SHUBHANGI SHIFA
Ranchi, June 29: As per a recent report released by the Association for Advocacy and Legal Initiatives Trust (AALI), around 40 percent of women working in the informal (unorganised) sector have claimed to have experienced acts and behaviour at the workplace that amount to sexual harassment.
Notably, AALI surveyed organised and unorganised workplaces in Jharkhand over the implementation of the Sexual Harassment of Women at Workplaces (Prevention, Prohibition and Redressal) Act of 2013 also known as the PoSH Act 2013 between 2019 and 2021. The association has now released the report of the same.
The organisation surveyed around 138 women, of which 63 revealed that they had faced sexual harassment in the workplace. It is also worth noting that out of these 63, 52 percent confirmed that they did not consider these to be ‘sexual harassment’. This goes to show the normalisation of sexual harassment in the workplace, where women may even come to expect it as a ‘part of the job’.
Moreover, of the 63 women, 29 did not inform or complain to anyone regarding the harassment. Reasons behind this include not knowing who to talk to, fear of consequences on them, fear of being marked difficult to work with, belief that the harasser was powerful, and the fear of not being believed.
On the other hand, the majority of the women that reported the incidents of sexual harassment approached informal systems. As a result, not a single respondent had filed a complaint under the PoSH Act, 2013. Interestingly, the women who continued working at the same workplace used strategies to cope with the harasser, most of which included staying around people and not travelling to or from work alone. Some even informed their friends, who in turn confronted the harasser and in some cases even threatened with police complaints.

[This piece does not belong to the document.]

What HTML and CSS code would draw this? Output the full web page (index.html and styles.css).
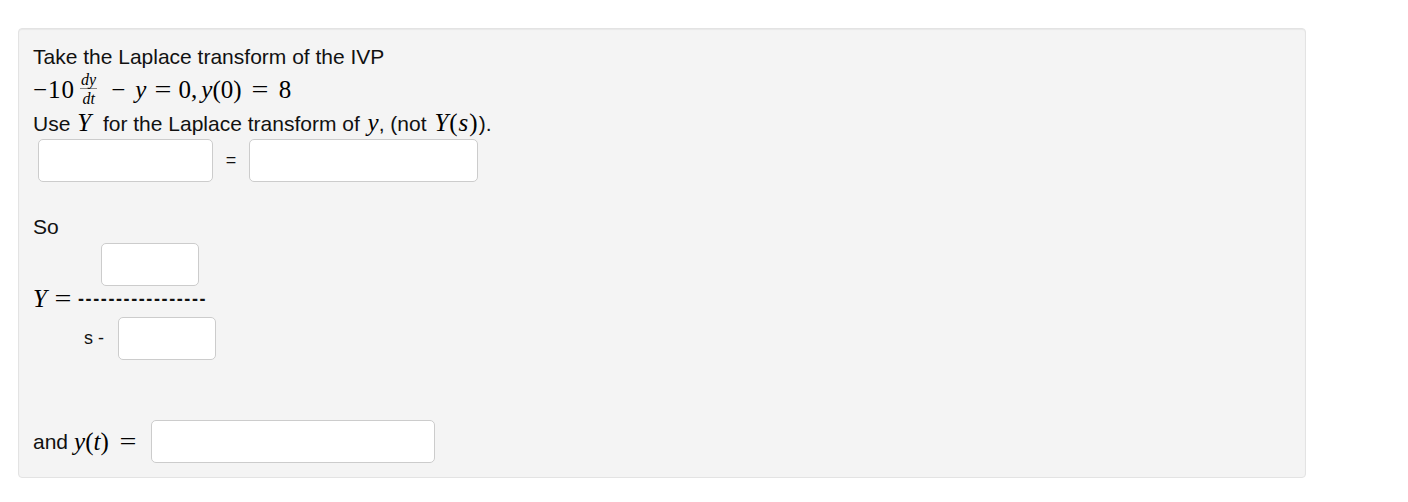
FILE: index.html
```html
<!DOCTYPE html>
<html>
<head>
<meta charset="utf-8">
<link rel="stylesheet" href="styles.css">
</head>
<body>
<div class="well">
  <div class="line l1">Take the Laplace transform of the IVP</div>
  <div class="line l2 math">
    <span class="num">−10</span><span class="frac"><span class="ft"><i>dy</i></span><span class="fb"><i>dt</i></span></span><span class="op">−</span><i>y</i><span class="op eqs">=</span>0,<i class="sp">y</i>(0)<span class="op eqs2">=</span>8
  </div>
  <div class="line l3">Use <i class="m big mY">Y</i> for the Laplace transform of <i class="m big my">y</i>, (not <span class="m big mYs"><i>Y</i>(<i>s</i>)</span>).</div>
  <div class="row eqrow">
    <span class="box b1"></span>
    <span class="eq">=</span>
    <span class="box b2"></span>
  </div>
  <div class="line so">So</div>
  <div class="fracblock">
    <div class="numrow"><span class="box small"></span></div>
    <div class="midrow"><span class="m big"><i>Y</i></span><span class="m big eqm">=</span><span class="dashes">-----------------</span></div>
    <div class="denrow"><span class="sminus">s -</span><span class="box small"></span></div>
  </div>
  <div class="row androw">
    <span>and</span><span class="m big yt"><i>y</i>(<i>t</i>)</span><span class="m big eqm2">=</span><span class="box b3"></span>
  </div>
</div>
</body>
</html>
```
FILE: styles.css
```css
html, body {
  margin: 0;
  padding: 0;
  background: #fff;
}
body {
  padding: 28px 0 0 18px;
  font-family: "Liberation Sans", Arial, sans-serif;
  font-size: 21px;
  color: #111;
}
.well {
  box-sizing: border-box;
  width: 1288px;
  height: 450px;
  background: #f4f4f4;
  border: 1px solid #e3e3e3;
  border-radius: 4px;
  box-shadow: inset 0 1px 1px rgba(0,0,0,0.05);
  padding: 16px 14px;
}
.line {
  white-space: nowrap;
}
.l1 {
  height: 24px;
  line-height: 24px;
}
.math, .m {
  font-family: "Liberation Serif", "Times New Roman", serif;
}
.m i, i.m, .math i {
  font-style: italic;
}
.l2 {
  height: 42px;
  display: flex;
  align-items: center;
  font-size: 25px;
  color: #000;
}
.num { letter-spacing: 1px; }
.frac {
  display: inline-flex;
  flex-direction: column;
  align-items: center;
  font-size: 16px;
  line-height: 15px;
  margin: 0 2px 0 5px;
  position: relative;
  top: -1px;
}
.ft { display: block; border-bottom: 1px solid #888; padding: 0 1px 1px; }
.fb { display: block; padding-top: 2px; }
.op { margin: 0 10px 0 12px; }
.eqs { margin: 0 8px 0 10px; display: inline-block; transform: scaleX(1.2); }
.eqs2 { margin: 0 12px 0 11px; display: inline-block; transform: scaleX(1.2); }
.sp { margin-left: 4px; }
.l3 {
  height: 24px;
  line-height: 24px;
}
.mY { margin: 0 6px 0 1px; }
.my { margin-left: 2px; }
.mYs { margin-left: 2px; letter-spacing: 1px; }
.big { font-size: 25px; color: #000; }
.row {
  display: flex;
  align-items: center;
}
.box {
  display: inline-block;
  box-sizing: border-box;
  height: 43px;
  background: #fff;
  border: 1px solid #ccc;
  border-radius: 5px;
}
.eqrow { margin-top: 4px; padding-left: 5px; }
.b1 { width: 175px; }
.eq { width: 36px; text-align: center; font-size: 18px; }
.b2 { width: 229px; }
.so { margin-top: 33px; height: 24px; line-height: 24px; }
.fracblock { margin-top: 4px; }
.numrow { padding-left: 68px; height: 43px; }
.small { width: 98px; }
.midrow {
  height: 26px;
  display: flex;
  align-items: center;
}
.eqm { margin: 0 6px 0 9px; display: inline-block; transform: scaleX(1.2); }
.dashes { font-size: 18px; letter-spacing: 1.6px; font-weight: bold; margin-left: 2px; }
.denrow {
  display: flex;
  align-items: center;
  padding-left: 51px;
  margin-top: 5px;
}
.sminus { width: 34px; font-size: 18px; }
.androw { margin-top: 60px; }
.yt { margin-left: 6px; }
.eqm2 { margin: 0 16px 0 12px; display: inline-block; transform: scaleX(1.2); }
.b3 { width: 284px; }
```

Several also reported experiencing the ‘quid pro quo’ sexual harassment. This kind of harassment involves threats, misbehaviour, insulting the respondent, giving them difficult tasks knowingly, being overly critical of the respondent’s performance, and even holding back the respondent’s wages.
While surveying offices, the AALI team realised that around 60 percent of the women were unaware that they can take any form of legal action against sexual harassment in the workplace. Only 15 of the 138 respondents had some information regarding the PoSH Act, 2013, however, their knowledge was either incomplete or inaccurate.
The team further contacted the local and district administrations. Out of the 24 districts, only 14 informed the team of the internal and local committees formed. Here, only 10 out of the 14 districts have local committees under section 6 of the PoSH Act, 2013, and most were formed only recently, after the survey began in 2019. Here, the Ranchi district administration is yet to release information from the local committee, however, has claimed to have formed one.
Furthermore, the local committees formed in the said districts are highly inactive. The report has revealed that no complaints have been filed in any of the 10 local committees in each of the 10 districts. Women here have pointed out that the lack of law and mechanisms for filling complaints have been the major contributor to the imposed silence around sexual harassment at workplaces.
Even members of the said local committees have claimed that no meetings were held and that there is no support from the state to promote the law. Moreover, the internal committees have been formed at the DC office in only seven out of the 14 districts, and even they continue to remain inactive.